* Begin *
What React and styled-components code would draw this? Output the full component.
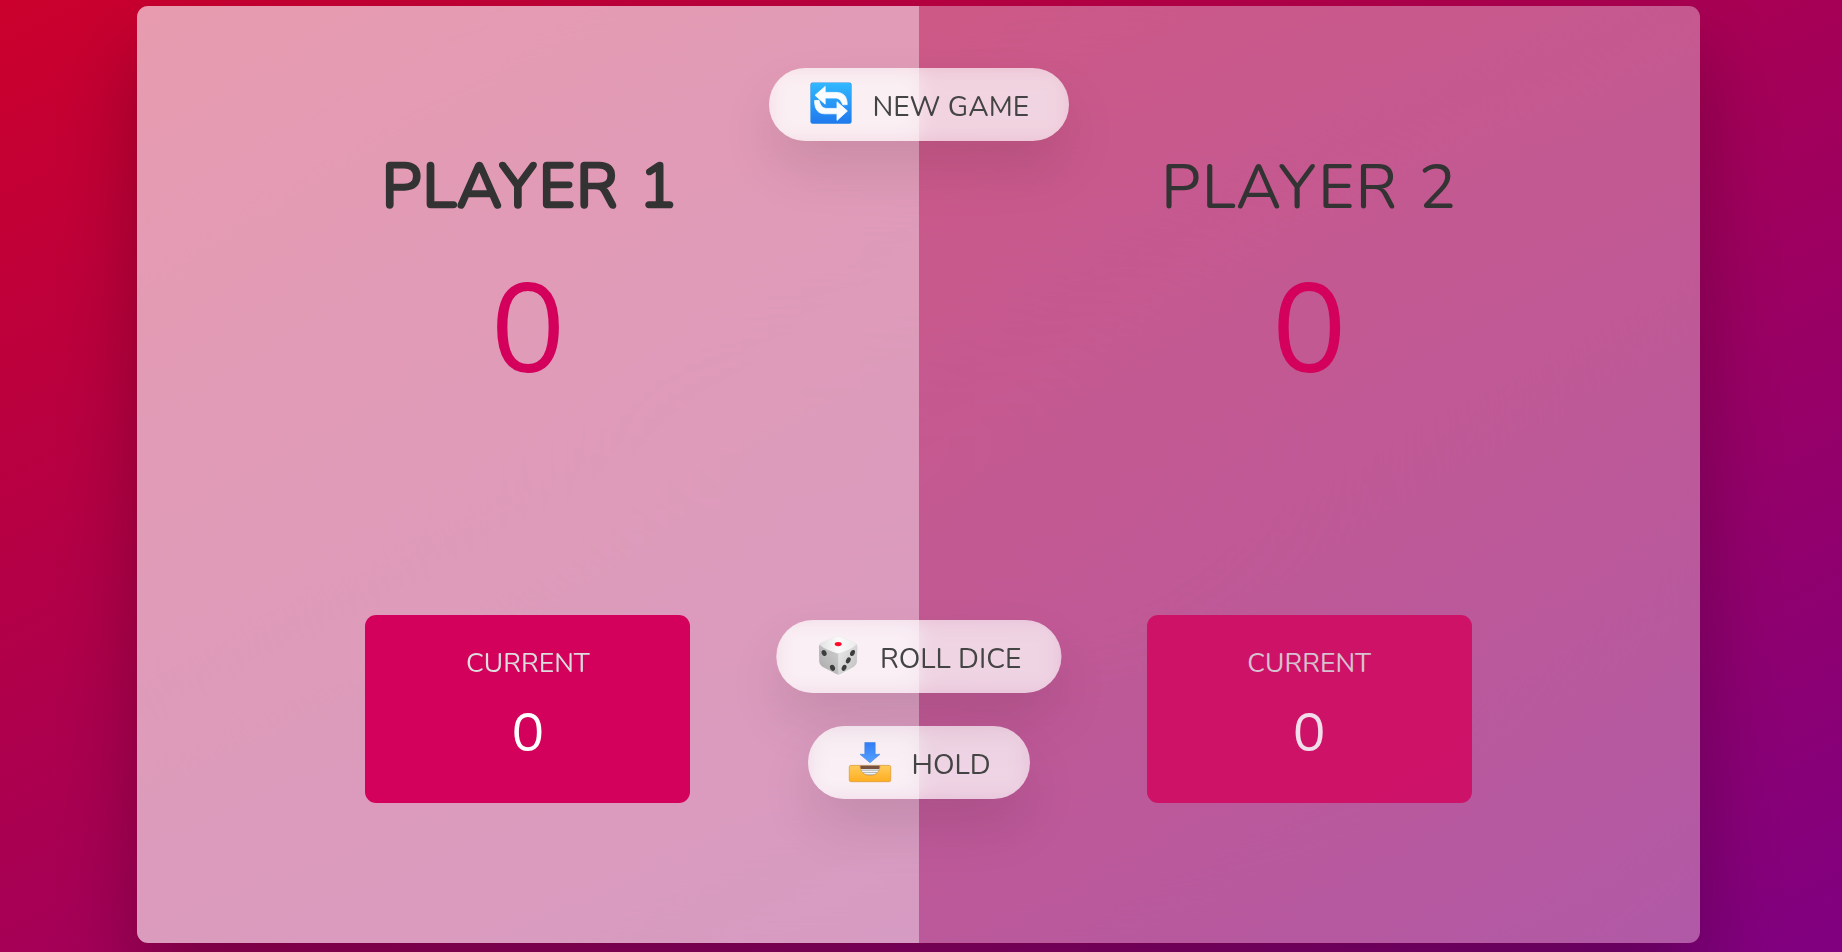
import React, { useState } from 'react';
import styled, { createGlobalStyle, css } from 'styled-components';

const GlobalStyle = createGlobalStyle`
  *, *::before, *::after { box-sizing: border-box; margin: 0; padding: 0; }
  html { font-size: 15.625px; }
  body {
    font-family: Nunito, Lato, sans-serif;
    font-weight: 400;
    height: 100vh;
    color: #333;
    background-image: linear-gradient(to top left, #800080 0%, #cb002c 100%);
    overflow: hidden;
  }
`;

const Page = styled.div`
  height: 949px;
  display: flex;
  align-items: center;
  justify-content: center;
  padding-right: 5px;
`;

const Board = styled.main`
  position: relative;
  width: 100rem;
  height: 60rem;
  display: flex;
  overflow: hidden;
  border-radius: 11.25px;
  background-color: rgba(255, 255, 255, 0.35);
  backdrop-filter: blur(300px);
  box-shadow: 0 3rem 5rem rgba(0, 0, 0, 0.25);
`;

const PlayerPanel = styled.section`
  flex: 50%;
  padding: 9rem;
  display: flex;
  flex-direction: column;
  align-items: center;
  ${({ $active }) => $active && css`background-color: rgba(255, 255, 255, 0.4);`}
`;

const Name = styled.h2`
  font-size: 4rem;
  line-height: 83px;
  font-weight: 400;
  letter-spacing: 1.25px;
  word-spacing: 2.5px;
  text-transform: uppercase;
  white-space: nowrap;
  margin-bottom: 1rem;
  ${({ $active }) => $active && css`
    -webkit-text-stroke: 2.6px #333;
    transform: translate(2px, -1.5px);
  `}
`;

const Score = styled.p`
  font-size: 8rem;
  line-height: 170px;
  color: #d3005c;
  margin-bottom: auto;
`;

const Current = styled.div`
  width: 65%;
  padding: 2rem;
  border-radius: 11.25px;
  background-color: #d3005c;
  color: #fff;
  text-align: center;
  opacity: ${({ $active }) => ($active ? 1 : 0.8)};
`;

const CurrentLabel = styled.p`
  font-size: 1.7rem;
  line-height: 34px;
  text-transform: uppercase;
  color: #ddd;
  margin-bottom: 1rem;
`;

const CurrentScore = styled.p`
  font-size: 3.5rem;
  line-height: 75.5px;
`;

const Button = styled.button`
  position: absolute;
  left: 50%;
  top: ${({ $top }) => $top}rem;
  width: ${({ $width }) => $width}px;
  height: 73px;
  transform: translateX(-50%);
  display: flex;
  align-items: center;
  gap: 19px;
  padding: 0 2.5rem;
  border: none;
  border-radius: 50rem;
  color: #444;
  font-family: inherit;
  font-size: 1.8rem;
  text-transform: uppercase;
  white-space: nowrap;
  cursor: pointer;
  background-color: rgba(255, 255, 255, 0.6);
  backdrop-filter: blur(10px);
  box-shadow: 0 1.75rem 3.5rem rgba(0, 0, 0, 0.1);
`;

const ButtonLabel = styled.span`
  padding-top: 5px;
`;

const Icon = styled.svg`
  width: 46px;
  height: 46px;
  flex: none;
`;

function RestartIcon() {
  return (
    <Icon viewBox="0 0 46 46">
      <defs>
        <linearGradient id="restart-bg" x1="0" y1="0" x2="0" y2="1">
          <stop offset="0" stopColor="#31b8ff" />
          <stop offset="1" stopColor="#2079ee" />
        </linearGradient>
      </defs>
      <rect x="2.4" y="0.6" width="41.2" height="41.2" rx="2.2" fill="#2a8fe0" />
      <rect x="2.9" y="1.1" width="40.2" height="40.2" rx="1.8" fill="url(#restart-bg)" />
      <g fill="#fafcff" stroke="#fafcff" strokeWidth="0.8" strokeLinejoin="round">
        <path d="M7 13.3 17.2 4.4V10.4H28C35.5 10.4 39.2 14.5 39.2 22.6L34.8 22.8C33.2 18.5 31 16 27 16H17.2V22.2Z" />
        <path d="M39.4 29 29 38.4V31.8H17C10 31.8 6.6 27.5 6.6 18.6L11 18.3C12.2 23.5 14.5 26.4 18.5 26.4H29V19.8Z" />
      </g>
    </Icon>
  );
}

function DiceIcon() {
  return (
    <Icon viewBox="-1.6 0.4 46 46">
      <defs>
        <linearGradient id="dice-top" x1="0" y1="0" x2="1" y2="0">
          <stop offset="0" stopColor="#e3e3e3" />
          <stop offset="0.5" stopColor="#fafafa" />
          <stop offset="1" stopColor="#ececec" />
        </linearGradient>
        <linearGradient id="dice-left" x1="0" y1="1" x2="1" y2="0">
          <stop offset="0" stopColor="#a9a9a9" />
          <stop offset="1" stopColor="#cfcfcf" />
        </linearGradient>
        <linearGradient id="dice-right" x1="0" y1="0" x2="1" y2="1">
          <stop offset="0" stopColor="#eeeeee" />
          <stop offset="1" stopColor="#bcbcbc" />
        </linearGradient>
      </defs>
      <path d="M18.5 4.1Q21 3 23.5 4.1L37.4 9.8Q40.3 11.2 40.2 14.2L39.8 29Q39.6 32.2 37 33.9L23.8 41.2Q21.3 42.5 18.8 41.2L5 33.8Q2.4 32.3 2.2 29.2L1.8 14.2Q1.8 11.2 4.6 9.8Z" fill="#d6d6d6" />
      <path d="M3 11.8Q3.4 10.5 5 9.7L18.5 4.1Q21 3 23.5 4.1L37.2 9.7Q38.6 10.4 39.2 11.8Q37 14.5 31 17.5Q24 20.8 21.2 20.8T11 17.5Q5 14.5 3 11.8Z" fill="url(#dice-top)" />
      <path d="M2.6 12.3Q5 14.6 11 17.5Q18 20.4 20 20.8Q21.2 21.5 21.2 24V42Q20 42 18.8 41.2L5 33.8Q2.4 32.3 2.2 29.2L1.8 14.2Q1.9 13 2.6 12.3Z" fill="url(#dice-left)" />
      <path d="M39.4 12.3Q37 14.6 31 17.5Q24 20.4 22.4 20.8Q21.2 21.5 21.2 24V42Q22.4 42 23.8 41.2L37 33.9Q39.6 32.2 39.8 29L40.2 14.2Q40.1 13 39.4 12.3Z" fill="url(#dice-right)" />
      <ellipse cx="21.1" cy="11.5" rx="3.5" ry="2.1" fill="#ff0a28" />
      <g fill="#3d3d3d">
        <ellipse cx="7" cy="20.4" rx="2.4" ry="3.1" transform="rotate(-24 7 20.4)" />
        <ellipse cx="15.4" cy="35.2" rx="2.4" ry="3.1" transform="rotate(-24 15.4 35.2)" />
        <ellipse cx="35.4" cy="20.4" rx="2.2" ry="3.2" transform="rotate(26 35.4 20.4)" />
        <ellipse cx="31.2" cy="27.8" rx="2.2" ry="3.2" transform="rotate(26 31.2 27.8)" />
        <ellipse cx="27" cy="35.2" rx="2.2" ry="3.2" transform="rotate(26 27 35.2)" />
      </g>
    </Icon>
  );
}

function InboxIcon() {
  return (
    <Icon viewBox="0 -1.1 46 46">
      <defs>
        <linearGradient id="inbox-arrow" x1="0" y1="0" x2="0" y2="1">
          <stop offset="0" stopColor="#327cf5" />
          <stop offset="1" stopColor="#55a2ff" />
        </linearGradient>
        <linearGradient id="inbox-tray" x1="0" y1="0" x2="0" y2="1">
          <stop offset="0" stopColor="#ffcb59" />
          <stop offset="1" stopColor="#ffad20" />
        </linearGradient>
        <clipPath id="inbox-slot">
          <path d="M13 24.5H33C33 30.5 29 34.4 23 34.4S13 30.5 13 24.5Z" />
        </clipPath>
      </defs>
      <path d="M17.8 1.4H28.2V13.2H33L23 21.6 13 13.2H17.8Z" fill="url(#inbox-arrow)" stroke="#3c82e2" strokeWidth="0.6" />
      <rect x="2.3" y="24.3" width="41.4" height="16.3" rx="1.6" fill="url(#inbox-tray)" stroke="#dd9c35" strokeWidth="0.8" />
      <g clipPath="url(#inbox-slot)">
        <rect x="12" y="24" width="22" height="11" fill="#f1f3f3" />
        <rect x="12" y="24" width="22" height="4" fill="#79513f" />
        <path d="M12 29.2H34M12 31.4H34M12 33.6H34" stroke="#a3abad" strokeWidth="0.8" />
      </g>
      <path d="M13 24.5C13 30.5 17 34.4 23 34.4S33 30.5 33 24.5" fill="none" stroke="#d59a43" strokeWidth="0.8" />
    </Icon>
  );
}

function Player({ name, active, score, current }) {
  return (
    <PlayerPanel $active={active}>
      <Name $active={active}>{name}</Name>
      <Score>{score}</Score>
      <Current $active={active}>
        <CurrentLabel>Current</CurrentLabel>
        <CurrentScore>{current}</CurrentScore>
      </Current>
    </PlayerPanel>
  );
}

export default function App() {
  const [active] = useState(0);
  return (
    <>
      <GlobalStyle />
      <Page>
        <Board>
          <Player name="Player 1" active={active === 0} score={0} current={0} />
          <Player name="Player 2" active={active === 1} score={0} current={0} />
          <Button $top={4} $width={300}><RestartIcon /><ButtonLabel>New game</ButtonLabel></Button>
          <Button $top={39.3} $width={285}><DiceIcon /><ButtonLabel>Roll dice</ButtonLabel></Button>
          <Button $top={46.1} $width={222}><InboxIcon /><ButtonLabel>Hold</ButtonLabel></Button>
        </Board>
      </Page>
    </>
  );
}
* End *
* [Stated problem]: Find the lines above that include the string "components" and copy them.

* [Exercise result]:
What React and styled-components code would draw this? Output the full component.
import styled, { createGlobalStyle, css } from 'styled-components';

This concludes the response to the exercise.